For the HARMONIE DINI/IG models the wind parameters in the models are in a u and a v component in the models and these u/v components are combined to give a wind direction and speed. However, since the CRS of HARMONIE DINI/IG is lambert, this means that these u/v vectors have to be projected. The service supports this conversion when requesting with CRS84 as the CRS. If requested that way, the u/v vectors are combined and returned as wind speed and wind direction.
When querying for the u/v parameters directly (wind-10m-u or wind-10m-v for example) with crs=CRS84, note that the returned values are not corrected with respect to CRS - they are still in native values.
This also means that the combined wind-speed and wind-direction parameters are not available when requesting with native crs - the conversion can be done after receiving the response by getting each layer and doing the lambert projection on the wind vectors.

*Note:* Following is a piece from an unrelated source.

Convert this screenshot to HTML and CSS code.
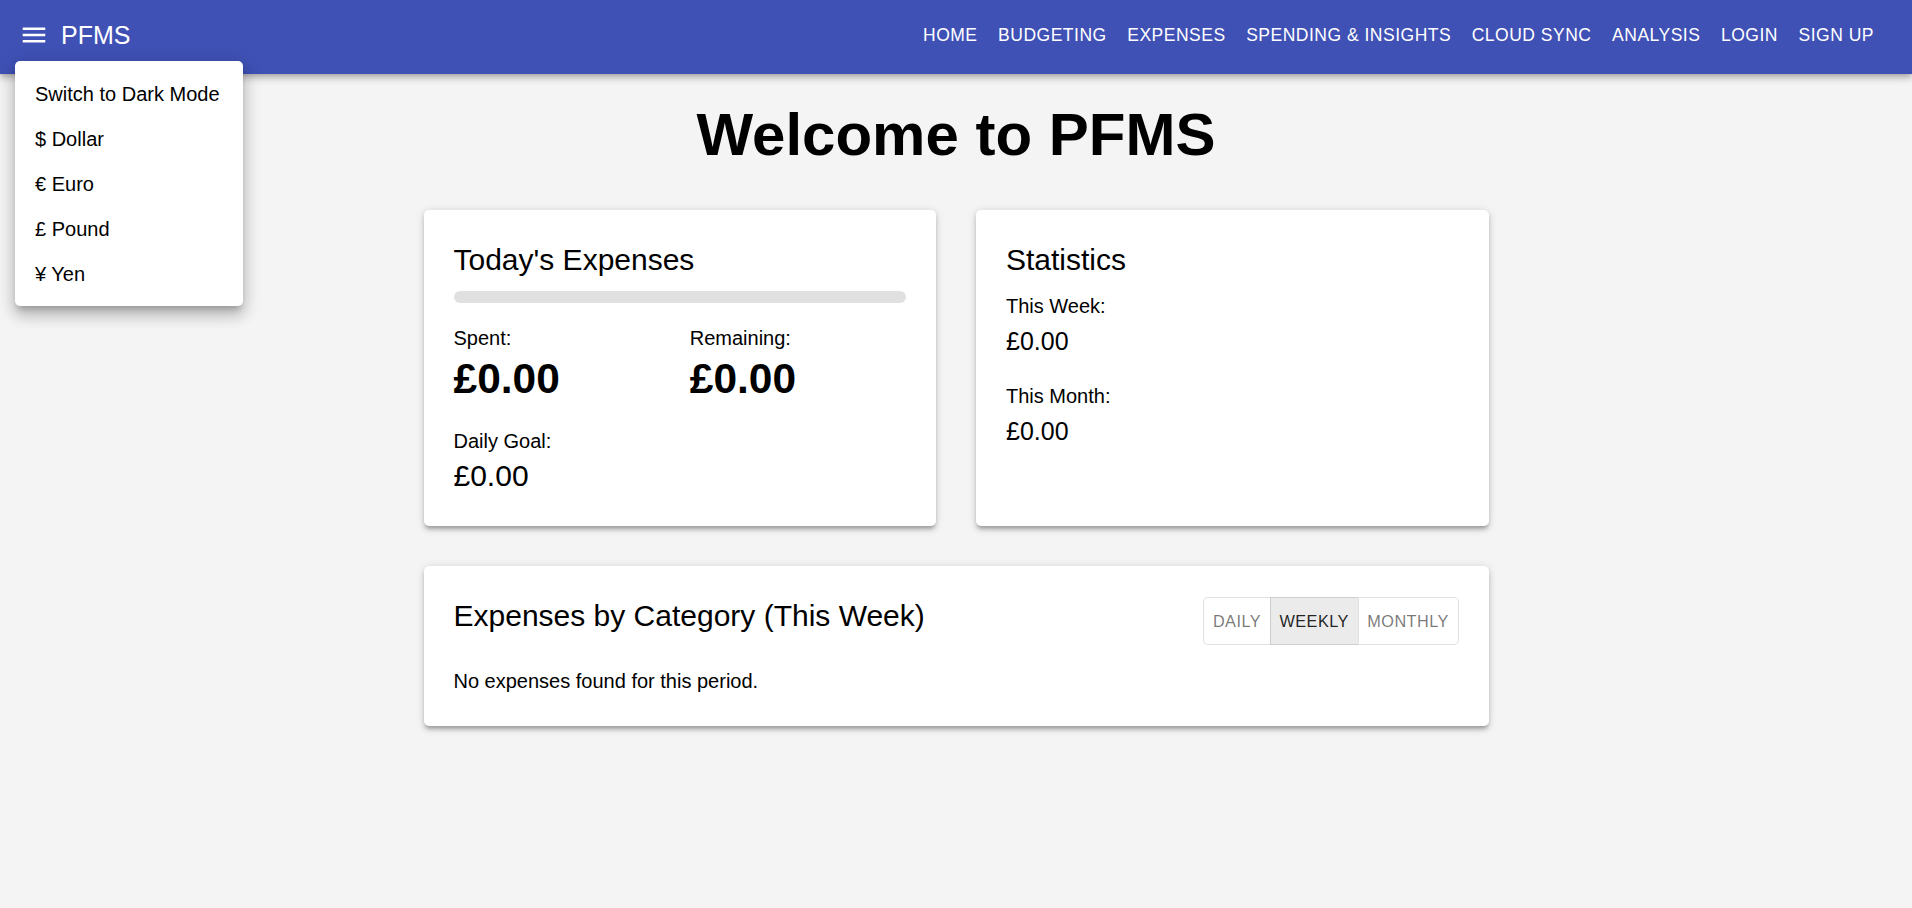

Each model has a long list of available parameters, and for now not all are defined with names and description as they should be. We have therefore started with the most commonly used parameters and included those in the parameter-names lists and documentation. Until we have all parameters properly documented, you can still get all parameters available in the model by using the technical parameter-name. Please see the parameter pages (DKSS Parameters (Forecast Data EDR API), WAM Parameters (Forecast Data EDR API) and HARMONIE Parameters (Forecast Data EDR API) for a list of all parameters for all models with their technical parameter-name and descriptions.
For example the 2nd parameter in the HARMONIE_DINI_SF parameter table is a parameter with technical parameter-name 0-6-3-0.0-103. This means that this parameter-name can be retrieved by using parameter-name=0-6-3-0.0-103 in the request. This is a workaround and may be removed, when we get all parameters properly documented in the parameter lists.
Feedback and suggestions for the parameter lists are very welcome.